I lived in a college town in West Texas. I was offered an internship shortly after completing my university course, my J1 visa granting me 12 months of employment and one month to travel before flying home. I travelled with four classmates and it didn’t take us long to realise the English accent was a rarity there. Not that many believed we were English, our Geordie dialect is one they weren’t prepared for. For a bunch of twenty-one year olds, this soon turned into a blessing. 

As most of my time was spent with students from around the States, I wasn’t directly exposed to the Bible Belt belief of many locals. The contrast between the local community and students seemed apparent in a couple of ways.
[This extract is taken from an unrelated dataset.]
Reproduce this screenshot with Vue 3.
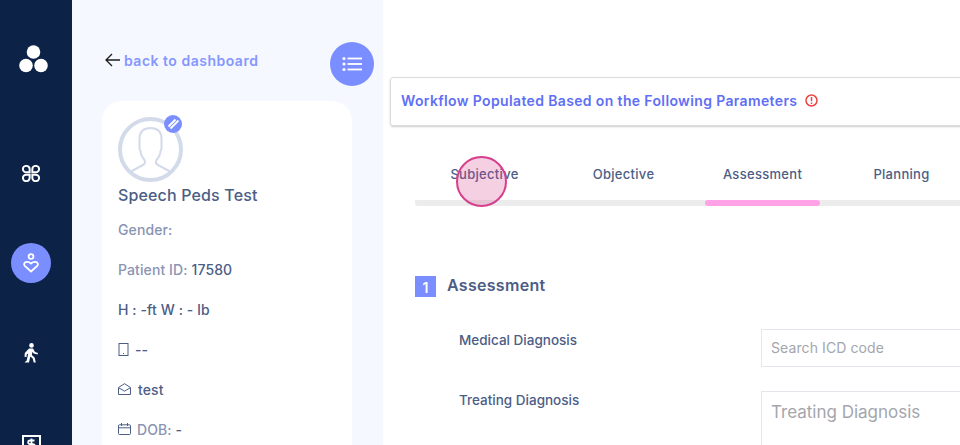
<template>
  <div class="page">
    <aside class="rail">
      <div class="rail-item rail-logo">
        <svg width="29" height="28" viewBox="0 0 29 28" fill="#fff">
          <circle cx="14.500" cy="7" r="6.800" />
          <circle cx="7" cy="20.500" r="6.800" />
          <circle cx="22" cy="20.500" r="6.800" />
        </svg>
      </div>
      <div class="rail-item">
        <svg width="18" height="17" viewBox="0 0 20 20" preserveAspectRatio="none" fill="none" stroke="#fff" stroke-width="2.200">
          <path d="M8.500 8.500V4.750a3.750 3.750 0 1 0-3.750 3.750z" />
          <path d="M11.500 8.500V4.750a3.750 3.750 0 1 1 3.750 3.750z" />
          <path d="M8.500 11.500v3.750a3.750 3.750 0 1 1-3.750-3.750z" />
          <path d="M11.500 11.500v3.750a3.750 3.750 0 1 0 3.750-3.750z" />
        </svg>
      </div>
      <div class="rail-item">
        <div class="rail-active">
          <svg width="16" height="20" viewBox="0 0 16 20" fill="none" stroke="#fff" stroke-width="1.800">
            <circle cx="8" cy="3.500" r="2.400" />
            <path d="M8 18.500 2 13.200C.2 11.400 1.400 8.800 3.800 8.800c1.800 0 3.400.8 4.200 1.800.8-1 2.400-1.800 4.200-1.800 2.400 0 3.600 2.600 1.800 4.400z" stroke-linejoin="round" />
          </svg>
        </div>
      </div>
      <div class="rail-item">
        <svg width="16" height="20" viewBox="0 0 16 20" fill="#fff">
          <circle cx="8.500" cy="2.400" r="2.300" />
          <path d="M6 5.500h4l2 3.500 3 1-.5 1.600-3.800-1.200-1.200-1.700-.7 3.300 2.800 2.600 1.200 5h-2.100l-1-4.200-2.400-2-1.300 6.200H3.200l-1.700-.1 2.200-1.900 1.500-7-1.500.8-.2 2.600-2-.2.300-3.800z" />
        </svg>
      </div>
      <div class="rail-item">
        <svg class="rail-money" width="19" height="18" viewBox="0 0 19 18" fill="none" stroke="#fff">
          <rect x="1" y="1" width="17" height="16" stroke-width="2" />
          <path d="M12.500 5.500H8a1.800 1.800 0 0 0 0 3.600h3a1.800 1.800 0 0 1 0 3.600H6.500M9.500 3.500v11" stroke-width="1.800" />
        </svg>
      </div>
    </aside>

    <section class="panel">
      <div class="panel-top">
        <a class="back">
          <svg width="15" height="14" viewBox="0 0 15 14" fill="none" stroke="#1c1c1c" stroke-width="1.300">
            <path d="M15 7H1M7 1 1 7l6 6" />
          </svg>
          back to dashboard
        </a>
        <button class="menu-btn">
          <svg width="20" height="16" viewBox="0 0 20 16" fill="#fff">
            <circle cx="2" cy="2.500" r="1.600" />
            <circle cx="2" cy="8" r="1.600" />
            <circle cx="2" cy="13.500" r="1.600" />
            <rect x="5.500" y="1.600" width="14.500" height="1.800" />
            <rect x="5.500" y="7.100" width="14.500" height="1.800" />
            <rect x="5.500" y="12.600" width="14.500" height="1.800" />
          </svg>
        </button>
      </div>

      <div class="card">
        <div class="avatar">
          <svg width="65" height="65" viewBox="0 0 65 65" fill="none" stroke="#d3daea">
            <circle cx="32.500" cy="32.500" r="30.500" stroke-width="4" />
            <path d="M13 54.500 25 48c2-1 2.500-3 1.500-5-2.500-3-4-6-4-9l-1-2V22c0-8 5-11 11-11s11 3 11 11v10l-1 2c0 3-1.500 6-4 9-1 2-.5 4 1.500 5l12 6.500" stroke-width="2" />
          </svg>
          <span class="avatar-edit">
            <svg width="14" height="14" viewBox="0 0 14 14" fill="none" stroke="#fff" stroke-width="1.800">
              <path d="M2.500 9.500 9.500 2.500M4.500 11.500 12.500 3.500" />
            </svg>
          </span>
        </div>
        <h2 class="name">Speech Peds Test</h2>
        <ul class="facts">
          <li class="muted">Gender:</li>
          <li><span class="muted">Patient ID:</span> 17580</li>
          <li>H : -ft W : - lb</li>
          <li>
            <svg width="11" height="13" viewBox="0 0 11 13" fill="none" stroke="#4c5d86">
              <rect x="1" y=".5" width="9" height="12" />
              <path d="M5 10.500h1" />
            </svg>
            <span class="gap-text">--</span>
          </li>
          <li>
            <svg width="13" height="12" viewBox="0 0 13 12" fill="none" stroke="#4c5d86">
              <path d="M.5 4.500 6.500.7l6 3.800v7h-12zM.8 4.800l5.700 3.400 5.700-3.400" />
            </svg>
            <span class="gap-text wide">test</span>
          </li>
          <li>
            <svg width="13" height="12" viewBox="0 0 13 12" fill="none" stroke="#4c5d86">
              <rect x=".5" y="1.800" width="12" height="9.700" rx="1" />
              <path d="M.5 4.800h12M3.500 0v3M9.500 0v3" />
            </svg>
            <span class="gap-text"><span class="muted">DOB:</span> -</span>
          </li>
        </ul>
      </div>
    </section>

    <main class="main">
      <div class="notice">
        Workflow Populated Based on the Following Parameters
        <svg width="13" height="13" viewBox="0 0 13 13" fill="none" stroke="#ef4444" stroke-width="1.500">
          <circle cx="6.500" cy="6.500" r="5.500" />
          <path d="M6.500 3v4.200M6.500 8.500v1.500" />
        </svg>
      </div>

      <nav class="tabs">
        <div v-for="tab in tabs" :key="tab" class="tab" :class="{ active: tab === 'Assessment' }">{{ tab }}</div>
      </nav>

      <div class="section-head">
        <span class="section-num">1</span>
        <h3>Assessment</h3>
      </div>

      <div class="field">
        <label>Medical Diagnosis</label>
        <div class="input">Search ICD code</div>
      </div>
      <div class="field">
        <label>Treating Diagnosis</label>
        <div class="input area">Treating Diagnosis</div>
      </div>
    </main>

    <div class="tap"></div>
  </div>
</template>

<script setup>
const tabs = ['Subjective', 'Objective', 'Assessment', 'Planning']
</script>

<style>
body { margin: 0; }
</style>

<style scoped>
.page {
  position: relative;
  display: flex;
  width: 960px;
  height: 445px;
  overflow: hidden;
  background: #fff;
  font-family: Inter, "Noto Sans", sans-serif;
  color: #4c5d86;
}
.rail {
  flex: none;
  box-sizing: border-box;
  width: 72px;
  height: 445px;
  padding: 14px 10px 0 0;
  background: #0c2246;
}
.rail-item {
  display: flex;
  align-items: center;
  justify-content: center;
  height: 90px;
}
.rail-logo {
  margin-bottom: 24px;
  padding-left: 5px;
}
.rail-active {
  display: flex;
  align-items: center;
  justify-content: center;
  width: 40px;
  height: 40px;
  border-radius: 50%;
  background: #7b8eff;
}
.rail-money {
  margin-top: 1px;
}
.panel {
  flex: none;
  box-sizing: border-box;
  width: 311px;
  height: 445px;
  padding: 42px 9px 0 30px;
  background: #f5f8ff;
}
.panel-top {
  display: flex;
  align-items: center;
  justify-content: space-between;
  height: 44px;
  margin-bottom: 15px;
}
.back {
  display: flex;
  align-items: center;
  gap: 4px;
  padding-left: 3px;
  margin-top: -8px;
  color: #8596ff;
  font-size: 14px;
  font-weight: 600;
  letter-spacing: .5px;
}
.menu-btn {
  display: flex;
  align-items: center;
  justify-content: center;
  width: 44px;
  height: 44px;
  padding: 0;
  border: 0;
  border-radius: 50%;
  background: #7b8eff;
}
.card {
  box-sizing: border-box;
  width: 250px;
  height: 400px;
  padding: 16px;
  background: #fff;
  border-radius: 20px;
}
.avatar {
  position: relative;
  width: 65px;
  height: 65px;
}
.avatar svg { display: block; }
.avatar-edit {
  position: absolute;
  top: -2px;
  right: 1px;
  display: flex;
  align-items: center;
  justify-content: center;
  width: 18px;
  height: 18px;
  border-radius: 50%;
  background: #7b8eff;
}
.name {
  margin: 1px 0 0;
  color: #4c5d86;
  font-size: 16px;
  font-weight: 500;
  letter-spacing: .15px;
  line-height: 24px;
}
.facts {
  margin: 2px 0 0;
  padding: 0;
  list-style: none;
  font-size: 14px;
  font-weight: 500;
  letter-spacing: .1px;
}
.facts li {
  display: flex;
  align-items: center;
  gap: 4px;
  height: 40px;
}
.muted { color: #8a94b3; }
.gap-text { margin-left: 2px; }
.gap-text.wide { margin-left: 3px; }
.main {
  flex: none;
  width: 577px;
  padding-top: 77px;
}
.notice {
  display: flex;
  align-items: center;
  gap: 8px;
  box-sizing: border-box;
  width: 620px;
  height: 49px;
  margin-left: 7px;
  padding: 0 0 2px 10px;
  border: 1px solid #dcdcdc;
  border-radius: 3px;
  box-shadow: 0 1px 2px rgba(0, 0, 0, .2);
  color: #5f6ff5;
  font-size: 14px;
  font-weight: 600;
  letter-spacing: .36px;
}
.tabs {
  display: flex;
  width: 700px;
  margin: 32px 0 0 32px;
  background: linear-gradient(#ececec, #ececec) bottom / 100% 6px no-repeat;
  border-radius: 3px;
}
.tab {
  position: relative;
  flex: none;
  width: 139px;
  height: 48px;
  padding-top: 6px;
  box-sizing: border-box;
  font-size: 13px;
  font-weight: 500;
  letter-spacing: .3px;
  text-align: center;
  line-height: 20px;
}
.tab.active::after {
  content: "";
  position: absolute;
  left: 12px;
  right: 12px;
  bottom: 0;
  height: 6px;
  border-radius: 3px;
  background: #ffa3e6;
}
.section-head {
  display: flex;
  align-items: center;
  gap: 11px;
  margin: 70px 0 0 32px;
}
.section-head h3 {
  margin: -2px 0 0;
  color: #4c5d86;
  font-size: 16px;
  font-weight: 600;
  letter-spacing: .3px;
  line-height: 21px;
}
.section-num {
  width: 21px;
  height: 21px;
  background: #7b8eff;
  color: #fff;
  font-size: 14px;
  font-weight: 600;
  line-height: 23px;
  text-align: center;
}
.field {
  display: flex;
  margin-top: 32px;
  padding-left: 76px;
}
.field + .field { margin-top: 24px; }
.field label {
  flex: none;
  width: 302px;
  color: #4c5d86;
  font-size: 13.500px;
  font-weight: 500;
  line-height: 22px;
}
.field + .field label { margin-top: -2px; }
.input {
  flex: none;
  box-sizing: border-box;
  width: 300px;
  height: 38px;
  padding-left: 9px;
  border: 1px solid #e4e6ec;
  color: #a3a6ad;
  font-size: 14px;
  letter-spacing: .1px;
  line-height: 36px;
}
.input.area {
  height: 90px;
  font-size: 17px;
  letter-spacing: 0;
  line-height: 40px;
}
.tap {
  position: absolute;
  left: 456px;
  top: 156px;
  box-sizing: border-box;
  width: 51px;
  height: 51px;
  border: 2px solid #d63f8c;
  border-radius: 50%;
  background: rgba(214, 63, 140, .25);
}
</style>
Humorously, I was watching an episode of the Jimmy Kimmel Show in which Lubbock was announced the city least interested in sex. A survey which can be read here on Lubbock Online was conducted by a dating site. This does not correlate with this Everything Lubbock article which suggests the cities STD rates are amongst the highest in the nation. Maybe it’s the city least willing to admit they have sex? Who knows. 
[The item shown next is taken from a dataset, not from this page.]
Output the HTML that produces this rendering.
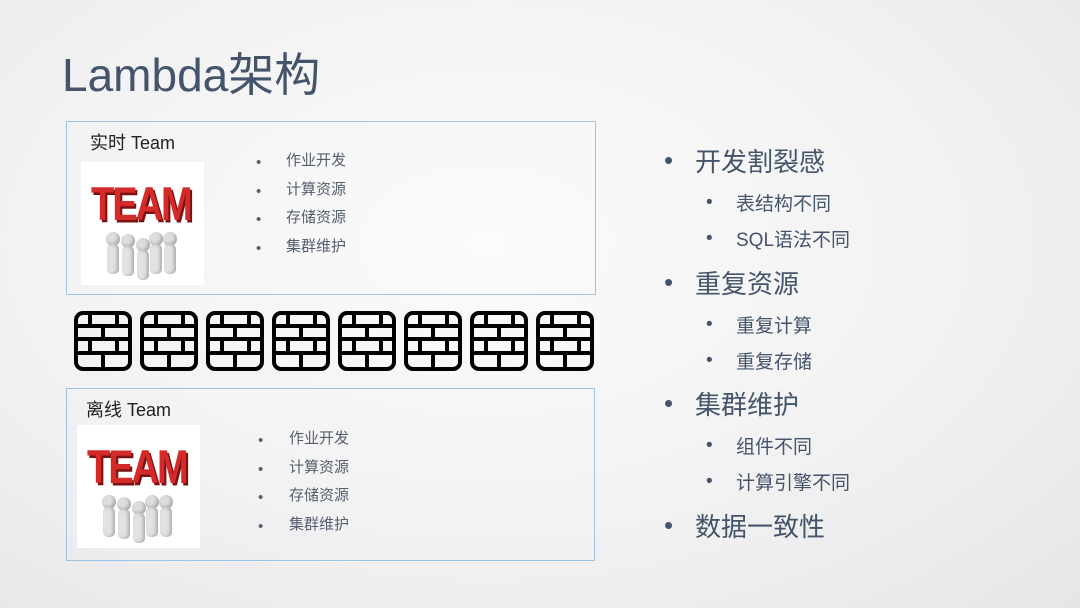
<!DOCTYPE html>
<html><head><meta charset="utf-8"><style>
*{margin:0;padding:0;box-sizing:border-box}
body{width:1080px;height:608px;overflow:hidden;position:relative;background:radial-gradient(ellipse at 45% 40%,#fbfbfb 0%,#f2f2f3 55%,#e6e6e8 100%);font-family:"Liberation Sans","Noto Sans CJK SC",sans-serif;color:#44546a}
.a{position:absolute;white-space:nowrap}
.box{position:absolute;border:1px solid #9dc3e6}
.team{position:absolute;background:#fff;overflow:hidden}
.team .t{position:absolute;left:10px;top:22px;font:bold 38px "Liberation Sans",sans-serif;color:#d42a2a;letter-spacing:-2px;transform:scaleY(1.25);text-shadow:2px 2px 0 #7a1010}
.p{position:absolute;width:14px;height:14px;border-radius:50%;background:#ddd;box-shadow:inset -2px -2px 3px #aaa}
.b{position:absolute;width:12px;height:30px;border-radius:5px;background:#e2e2e2;box-shadow:inset -2px 0 3px #aaa}
.li{font-size:15px;color:#555f6d}
</style></head><body>
<div class="a" style="left:62px;top:39px;font-size:46px;color:#44546a">Lambda架构</div>

<div class="box" style="left:66px;top:121px;width:530px;height:174px"></div>
<div class="a" style="left:90px;top:129px;font-size:18px;color:#222">实时 Team</div>
<div class="team" style="left:81px;top:162px;width:123px;height:123px">
<div class="t">TEAM</div>
<div class="p" style="left:25px;top:70px"></div><div class="b" style="left:26px;top:82px"></div>
<div class="p" style="left:40px;top:72px"></div><div class="b" style="left:41px;top:84px"></div>
<div class="p" style="left:55px;top:76px"></div><div class="b" style="left:56px;top:88px"></div>
<div class="p" style="left:68px;top:70px"></div><div class="b" style="left:69px;top:82px"></div>
<div class="p" style="left:82px;top:70px"></div><div class="b" style="left:83px;top:82px"></div>
</div>
<div class="a li" style="left:256px;top:149px;line-height:28.5px">•<br>•<br>•<br>•</div>
<div class="a li" style="left:286px;top:147px;line-height:28.5px">作业开发<br>计算资源<br>存储资源<br>集群维护</div>

<svg class="a" style="left:72px;top:310px" width="526" height="62" viewBox="0 0 526 62">
<defs><g id="w" fill="none" stroke="#000" stroke-width="4">
<rect x="4" y="3" width="54" height="56" rx="7"/>
<path d="M4 16H58M4 29H58M4 43H58M18 3V16M45 3V16M31 16V29M18 29V43M45 29V43M31 43V59"/></g></defs>
<use href="#w" x="0"/><use href="#w" x="66"/><use href="#w" x="132"/><use href="#w" x="198"/>
<use href="#w" x="264"/><use href="#w" x="330"/><use href="#w" x="396"/><use href="#w" x="462"/>
</svg>

<div class="box" style="left:66px;top:388px;width:529px;height:173px"></div>
<div class="a" style="left:86px;top:396px;font-size:18px;color:#222">离线 Team</div>
<div class="team" style="left:77px;top:425px;width:123px;height:123px">
<div class="t">TEAM</div>
<div class="p" style="left:25px;top:70px"></div><div class="b" style="left:26px;top:82px"></div>
<div class="p" style="left:40px;top:72px"></div><div class="b" style="left:41px;top:84px"></div>
<div class="p" style="left:55px;top:76px"></div><div class="b" style="left:56px;top:88px"></div>
<div class="p" style="left:68px;top:70px"></div><div class="b" style="left:69px;top:82px"></div>
<div class="p" style="left:82px;top:70px"></div><div class="b" style="left:83px;top:82px"></div>
</div>
<div class="a li" style="left:258px;top:427px;line-height:28.5px">•<br>•<br>•<br>•</div>
<div class="a li" style="left:289px;top:425px;line-height:28.5px">作业开发<br>计算资源<br>存储资源<br>集群维护</div>

<div class="a" style="left:664px;top:145px;font-size:26px">•</div>
<div class="a" style="left:695px;top:142px;font-size:26px">开发割裂感</div>
<div class="a" style="left:706px;top:192px;font-size:19px">•</div>
<div class="a" style="left:736px;top:189px;font-size:19px">表结构不同</div>
<div class="a" style="left:706px;top:228px;font-size:19px">•</div>
<div class="a" style="left:736px;top:225px;font-size:19px">SQL语法不同</div>
<div class="a" style="left:664px;top:267px;font-size:26px">•</div>
<div class="a" style="left:695px;top:264px;font-size:26px">重复资源</div>
<div class="a" style="left:706px;top:314px;font-size:19px">•</div>
<div class="a" style="left:736px;top:311px;font-size:19px">重复计算</div>
<div class="a" style="left:706px;top:350px;font-size:19px">•</div>
<div class="a" style="left:736px;top:347px;font-size:19px">重复存储</div>
<div class="a" style="left:664px;top:388px;font-size:26px">•</div>
<div class="a" style="left:695px;top:385px;font-size:26px">集群维护</div>
<div class="a" style="left:706px;top:435px;font-size:19px">•</div>
<div class="a" style="left:736px;top:432px;font-size:19px">组件不同</div>
<div class="a" style="left:706px;top:471px;font-size:19px">•</div>
<div class="a" style="left:736px;top:468px;font-size:19px">计算引擎不同</div>
<div class="a" style="left:664px;top:510px;font-size:26px">•</div>
<div class="a" style="left:695px;top:507px;font-size:26px">数据一致性</div>
</body></html>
As the months went by, I found more and more examples of the high levels of religiosity I was expecting. I ended up collecting more Bibles than late night Whataburger receipts. The friendly Texan welcome was even seen in the Gideons after I told them I was an atheist. ‘I like you. You are going to Hell, but I like you’, was one response I received. Not that I particularly liked the person that was okay with this fate, I was at least able to have a two way conversation. 

I was comfortable telling people I was an atheist. It was still a shock to them, resulting in a reaction I was not used to in the UK. Even my then American girlfriend had questions and we had the occasional debate, this did not affect our relationship. I did hear stories of families being torn apart due to religion, well, more a family members choice to leave it behind. One of my colleagues knew of someone that was disowned by their parents for being an atheist.  How anyone can choose to abandon someone so close to them, choosing to remain loyal to a God that has never been so close, astounds me. Nevertheless it happens and this is why I blog. 

One road trip had us leave San Antonio for breakfast, hit Austin for lunch and end in Dallas for dinner. On route I remember a giant billboard spanning the road, reading:

‘They are commandments, not suggestions.’

Pretty eerie to encounter after hours of nothing but farms, fields and the occasional dustnado. Oh, and this huge replica of Jesus on the crucifix. I cannot remember where I found this, but it totally caught me off guard.


It still annoys me to think of that billboard. I would love to have met the church or organisation that had this put up, the anonymity of the sign meant my anger turned towards the Texan authorities for allowing such a message to further pollute the highway. Being on the road was an further eye opener to the levels of faith communities had. ‘Pray for rain’ was spray painted on the side of a barn, a message that clearly had little effect during the record braking heatwaves of 2011. Churches filled in their hundreds, I willingly attended a service one day in Dallas, sitting right at the back was no issue due to the widescreen TV’s and speaker systems. I opted out of putting money in the collection tray, well, because funding a religion that tells me I’m going to hell would be like an African-American picking a hooded hitchhiker up and giving him a ride to the next KKK rally. 

This being said, I loved the experience I had here. The people I met were some of the friendliest I will ever meet and I actually feel ashamed I have not been back. Texas is often given a hard time, on occasions this may be justified. Any destination is as fun as you make it and I made the most of what the Lone Star State had to offer. This wouldn’t have been possible without the awesome people I met there.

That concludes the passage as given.